§ DO THIS:
Print word for word the first line of the listing below and every line after it, through the line with "width: 840px;". Leave out the pictures and the rest.

§ STORED DATA:

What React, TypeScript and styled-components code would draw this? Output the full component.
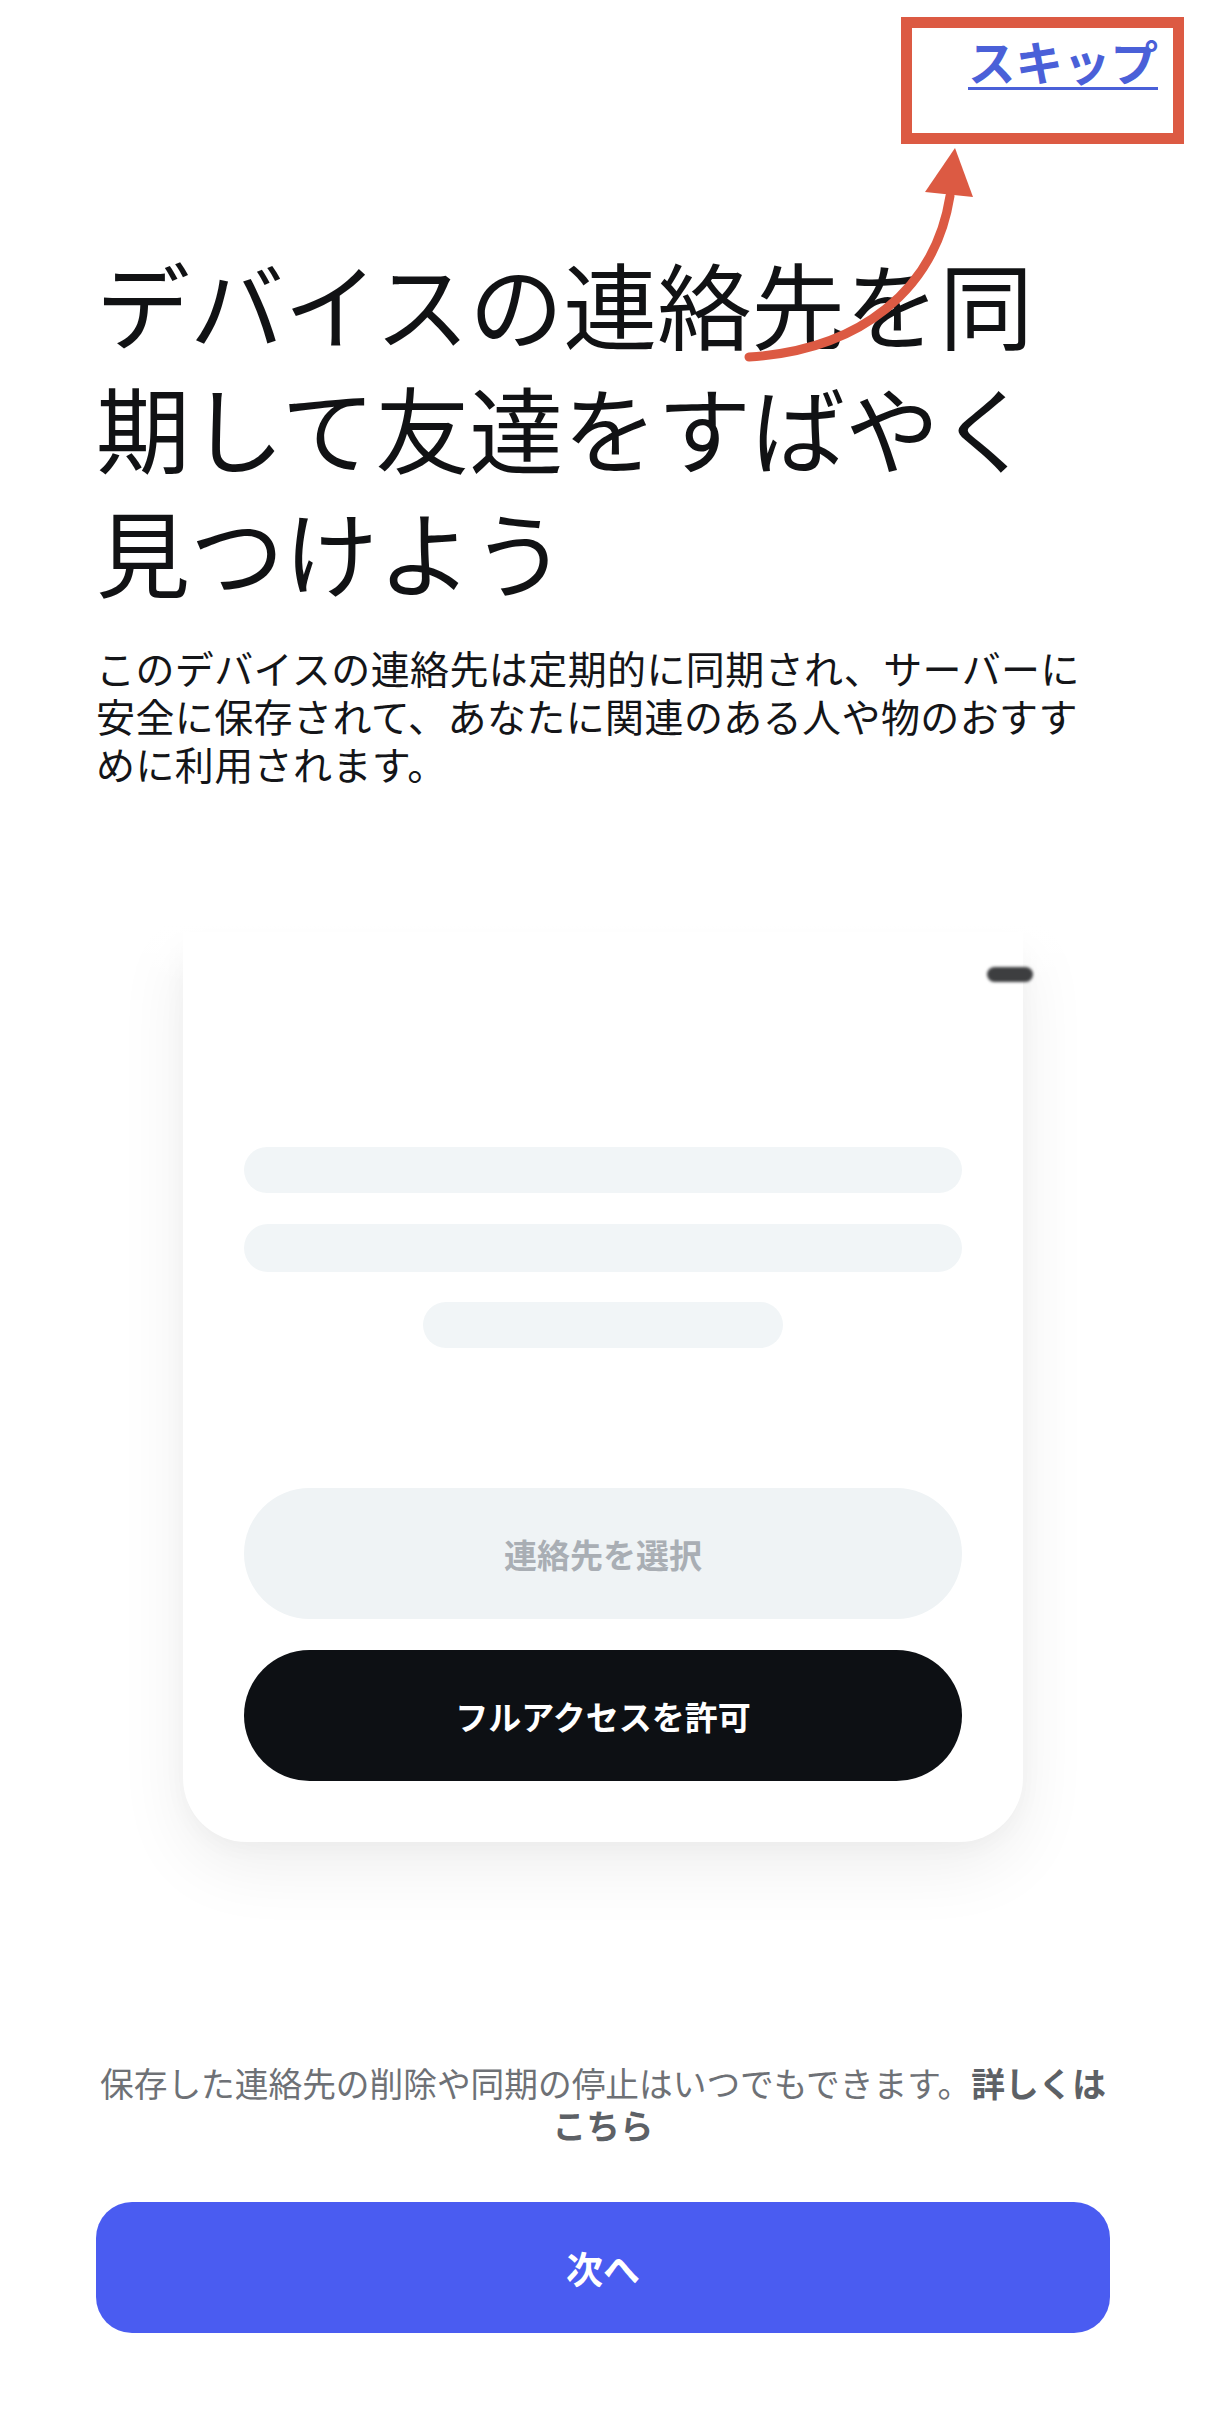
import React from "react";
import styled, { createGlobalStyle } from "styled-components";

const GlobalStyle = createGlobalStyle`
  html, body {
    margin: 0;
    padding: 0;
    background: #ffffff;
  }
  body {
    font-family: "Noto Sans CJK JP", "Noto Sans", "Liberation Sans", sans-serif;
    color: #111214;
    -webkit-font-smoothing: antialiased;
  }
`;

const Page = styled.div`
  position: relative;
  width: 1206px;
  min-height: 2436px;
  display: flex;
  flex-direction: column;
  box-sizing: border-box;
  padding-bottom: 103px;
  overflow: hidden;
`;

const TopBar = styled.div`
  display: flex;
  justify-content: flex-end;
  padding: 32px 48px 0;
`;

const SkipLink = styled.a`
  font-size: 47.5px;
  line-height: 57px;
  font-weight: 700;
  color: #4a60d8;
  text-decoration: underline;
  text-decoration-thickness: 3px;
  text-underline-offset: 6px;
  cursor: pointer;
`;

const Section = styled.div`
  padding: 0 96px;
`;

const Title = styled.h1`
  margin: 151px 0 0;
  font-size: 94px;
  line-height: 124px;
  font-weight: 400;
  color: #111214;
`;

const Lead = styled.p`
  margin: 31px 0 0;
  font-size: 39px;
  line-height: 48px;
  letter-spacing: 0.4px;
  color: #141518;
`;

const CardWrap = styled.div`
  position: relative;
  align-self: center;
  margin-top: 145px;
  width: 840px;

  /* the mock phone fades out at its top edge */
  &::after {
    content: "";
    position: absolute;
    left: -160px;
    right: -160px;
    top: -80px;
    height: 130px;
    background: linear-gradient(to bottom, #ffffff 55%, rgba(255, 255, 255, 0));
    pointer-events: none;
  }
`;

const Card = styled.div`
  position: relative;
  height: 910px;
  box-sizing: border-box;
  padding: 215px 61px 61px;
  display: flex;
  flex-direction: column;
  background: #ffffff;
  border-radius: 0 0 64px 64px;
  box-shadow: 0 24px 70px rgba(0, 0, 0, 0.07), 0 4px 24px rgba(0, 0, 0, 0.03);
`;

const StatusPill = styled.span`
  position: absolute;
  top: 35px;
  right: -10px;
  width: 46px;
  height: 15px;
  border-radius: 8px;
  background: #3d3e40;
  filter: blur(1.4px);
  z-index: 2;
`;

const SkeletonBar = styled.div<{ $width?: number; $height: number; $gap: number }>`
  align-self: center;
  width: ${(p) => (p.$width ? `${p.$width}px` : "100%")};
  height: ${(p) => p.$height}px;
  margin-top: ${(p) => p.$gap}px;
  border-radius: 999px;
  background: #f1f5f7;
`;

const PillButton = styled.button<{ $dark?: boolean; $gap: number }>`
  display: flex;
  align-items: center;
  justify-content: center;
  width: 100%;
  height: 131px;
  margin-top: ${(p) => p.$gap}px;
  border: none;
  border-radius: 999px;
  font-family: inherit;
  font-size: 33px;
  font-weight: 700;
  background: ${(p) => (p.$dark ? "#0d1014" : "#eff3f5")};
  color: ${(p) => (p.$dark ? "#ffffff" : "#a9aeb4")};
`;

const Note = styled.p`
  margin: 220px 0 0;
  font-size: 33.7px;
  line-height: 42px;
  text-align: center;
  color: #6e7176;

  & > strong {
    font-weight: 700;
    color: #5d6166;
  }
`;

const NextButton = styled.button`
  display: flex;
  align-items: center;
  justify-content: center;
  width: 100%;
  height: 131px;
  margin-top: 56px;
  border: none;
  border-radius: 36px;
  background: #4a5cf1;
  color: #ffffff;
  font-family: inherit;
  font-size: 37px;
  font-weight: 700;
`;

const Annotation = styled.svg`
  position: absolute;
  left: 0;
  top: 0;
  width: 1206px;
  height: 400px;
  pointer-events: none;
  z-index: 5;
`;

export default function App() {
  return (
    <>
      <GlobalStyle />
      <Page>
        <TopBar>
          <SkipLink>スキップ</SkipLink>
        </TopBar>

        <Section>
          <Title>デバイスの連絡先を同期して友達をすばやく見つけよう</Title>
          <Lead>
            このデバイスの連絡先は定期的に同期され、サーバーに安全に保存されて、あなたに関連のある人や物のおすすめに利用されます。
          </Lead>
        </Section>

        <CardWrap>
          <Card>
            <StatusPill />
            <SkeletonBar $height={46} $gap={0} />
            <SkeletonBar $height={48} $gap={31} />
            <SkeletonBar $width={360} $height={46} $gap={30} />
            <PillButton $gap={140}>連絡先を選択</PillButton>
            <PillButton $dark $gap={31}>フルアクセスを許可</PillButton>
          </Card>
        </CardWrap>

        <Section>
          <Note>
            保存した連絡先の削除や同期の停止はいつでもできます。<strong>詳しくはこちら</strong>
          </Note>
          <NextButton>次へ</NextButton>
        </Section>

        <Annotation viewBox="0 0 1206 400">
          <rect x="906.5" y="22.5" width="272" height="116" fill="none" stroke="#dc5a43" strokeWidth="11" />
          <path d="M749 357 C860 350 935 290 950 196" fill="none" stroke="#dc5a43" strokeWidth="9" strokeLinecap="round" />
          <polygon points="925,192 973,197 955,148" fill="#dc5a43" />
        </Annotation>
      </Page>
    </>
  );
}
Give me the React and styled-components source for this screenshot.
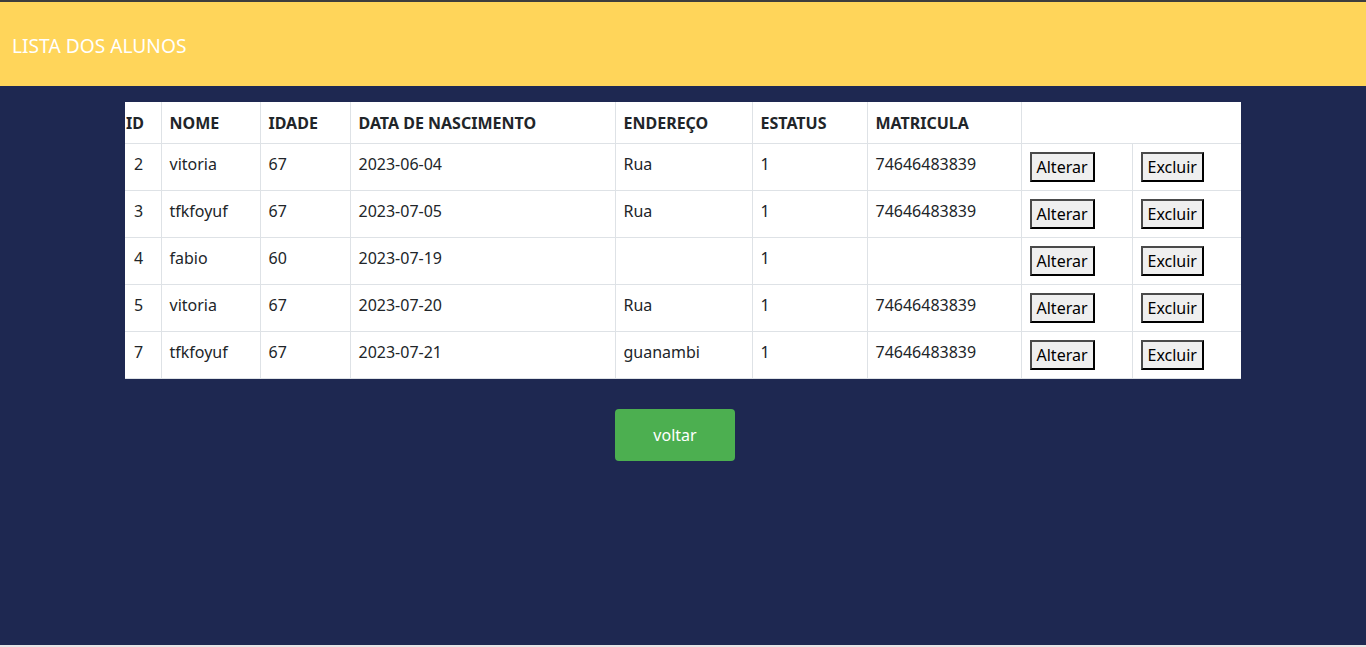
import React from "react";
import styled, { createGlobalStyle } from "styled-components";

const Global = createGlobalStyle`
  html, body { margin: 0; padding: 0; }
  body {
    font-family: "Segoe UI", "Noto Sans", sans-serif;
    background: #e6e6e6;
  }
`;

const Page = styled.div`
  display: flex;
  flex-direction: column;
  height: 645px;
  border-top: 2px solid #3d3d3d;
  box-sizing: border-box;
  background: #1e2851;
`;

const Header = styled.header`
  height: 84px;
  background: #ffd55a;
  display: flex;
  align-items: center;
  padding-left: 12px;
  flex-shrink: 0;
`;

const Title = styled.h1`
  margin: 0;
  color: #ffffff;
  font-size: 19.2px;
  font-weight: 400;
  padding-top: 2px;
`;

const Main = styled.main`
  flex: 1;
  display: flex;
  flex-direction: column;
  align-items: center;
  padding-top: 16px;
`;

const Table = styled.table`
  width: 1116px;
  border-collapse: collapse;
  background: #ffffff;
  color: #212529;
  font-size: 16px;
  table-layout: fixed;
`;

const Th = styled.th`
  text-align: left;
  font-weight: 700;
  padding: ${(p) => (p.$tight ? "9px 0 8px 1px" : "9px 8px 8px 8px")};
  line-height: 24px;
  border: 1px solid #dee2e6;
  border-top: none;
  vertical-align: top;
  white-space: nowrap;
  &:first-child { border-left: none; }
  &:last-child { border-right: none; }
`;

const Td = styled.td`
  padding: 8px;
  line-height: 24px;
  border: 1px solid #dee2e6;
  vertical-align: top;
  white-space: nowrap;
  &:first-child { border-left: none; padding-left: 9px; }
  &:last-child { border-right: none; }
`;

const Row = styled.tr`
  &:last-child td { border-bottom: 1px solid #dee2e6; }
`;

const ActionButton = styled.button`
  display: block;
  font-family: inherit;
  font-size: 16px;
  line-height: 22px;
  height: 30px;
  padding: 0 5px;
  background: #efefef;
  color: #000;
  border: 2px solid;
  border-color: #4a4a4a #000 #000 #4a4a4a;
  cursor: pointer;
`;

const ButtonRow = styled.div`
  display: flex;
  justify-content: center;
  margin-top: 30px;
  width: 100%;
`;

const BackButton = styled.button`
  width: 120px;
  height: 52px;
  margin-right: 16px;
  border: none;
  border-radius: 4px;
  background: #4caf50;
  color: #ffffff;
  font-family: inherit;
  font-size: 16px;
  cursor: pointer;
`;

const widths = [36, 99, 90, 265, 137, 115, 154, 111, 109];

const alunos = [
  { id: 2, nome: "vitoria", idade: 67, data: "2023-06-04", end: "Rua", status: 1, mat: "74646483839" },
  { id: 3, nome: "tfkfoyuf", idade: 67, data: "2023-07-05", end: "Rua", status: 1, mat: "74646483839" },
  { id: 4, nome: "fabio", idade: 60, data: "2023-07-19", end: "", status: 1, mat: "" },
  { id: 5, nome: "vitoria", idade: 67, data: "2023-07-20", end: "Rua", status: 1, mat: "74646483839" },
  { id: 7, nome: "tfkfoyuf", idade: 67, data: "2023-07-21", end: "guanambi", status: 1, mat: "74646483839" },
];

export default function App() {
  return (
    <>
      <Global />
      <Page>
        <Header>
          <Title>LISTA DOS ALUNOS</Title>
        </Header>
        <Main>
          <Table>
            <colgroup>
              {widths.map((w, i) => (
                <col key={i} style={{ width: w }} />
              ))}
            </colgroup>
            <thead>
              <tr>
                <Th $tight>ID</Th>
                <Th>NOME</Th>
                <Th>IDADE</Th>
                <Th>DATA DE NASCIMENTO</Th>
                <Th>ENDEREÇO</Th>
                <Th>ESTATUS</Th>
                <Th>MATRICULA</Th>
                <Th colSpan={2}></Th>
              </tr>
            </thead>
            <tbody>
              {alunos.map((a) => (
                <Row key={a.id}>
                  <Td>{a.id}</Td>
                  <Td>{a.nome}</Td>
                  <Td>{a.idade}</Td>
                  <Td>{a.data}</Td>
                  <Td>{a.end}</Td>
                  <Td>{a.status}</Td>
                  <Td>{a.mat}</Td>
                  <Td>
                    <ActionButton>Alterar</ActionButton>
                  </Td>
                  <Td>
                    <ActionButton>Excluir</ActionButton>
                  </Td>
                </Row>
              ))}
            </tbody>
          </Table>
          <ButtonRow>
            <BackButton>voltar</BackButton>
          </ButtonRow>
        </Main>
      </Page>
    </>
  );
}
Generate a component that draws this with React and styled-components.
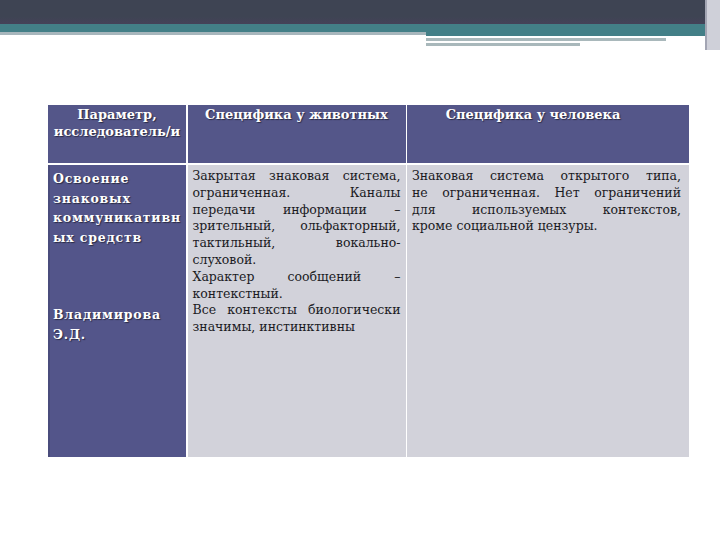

§ WORKED SOLUTION:
What React, TypeScript and styled-components code would draw this? Output the full component.
import React from "react";
import styled, { createGlobalStyle } from "styled-components";

const GlobalStyle = createGlobalStyle`
  html, body {
    margin: 0;
    padding: 0;
    background: #ffffff;
  }
  body {
    font-family: "Noto Sans CJK JP", "Noto Sans", "Liberation Sans", sans-serif;
    color: #111214;
    -webkit-font-smoothing: antialiased;
  }
`;

const Page = styled.div`
  position: relative;
  width: 1206px;
  min-height: 2436px;
  display: flex;
  flex-direction: column;
  box-sizing: border-box;
  padding-bottom: 103px;
  overflow: hidden;
`;

const TopBar = styled.div`
  display: flex;
  justify-content: flex-end;
  padding: 32px 48px 0;
`;

const SkipLink = styled.a`
  font-size: 47.5px;
  line-height: 57px;
  font-weight: 700;
  color: #4a60d8;
  text-decoration: underline;
  text-decoration-thickness: 3px;
  text-underline-offset: 6px;
  cursor: pointer;
`;

const Section = styled.div`
  padding: 0 96px;
`;

const Title = styled.h1`
  margin: 151px 0 0;
  font-size: 94px;
  line-height: 124px;
  font-weight: 400;
  color: #111214;
`;

const Lead = styled.p`
  margin: 31px 0 0;
  font-size: 39px;
  line-height: 48px;
  letter-spacing: 0.4px;
  color: #141518;
`;

const CardWrap = styled.div`
  position: relative;
  align-self: center;
  margin-top: 145px;
  width: 840px;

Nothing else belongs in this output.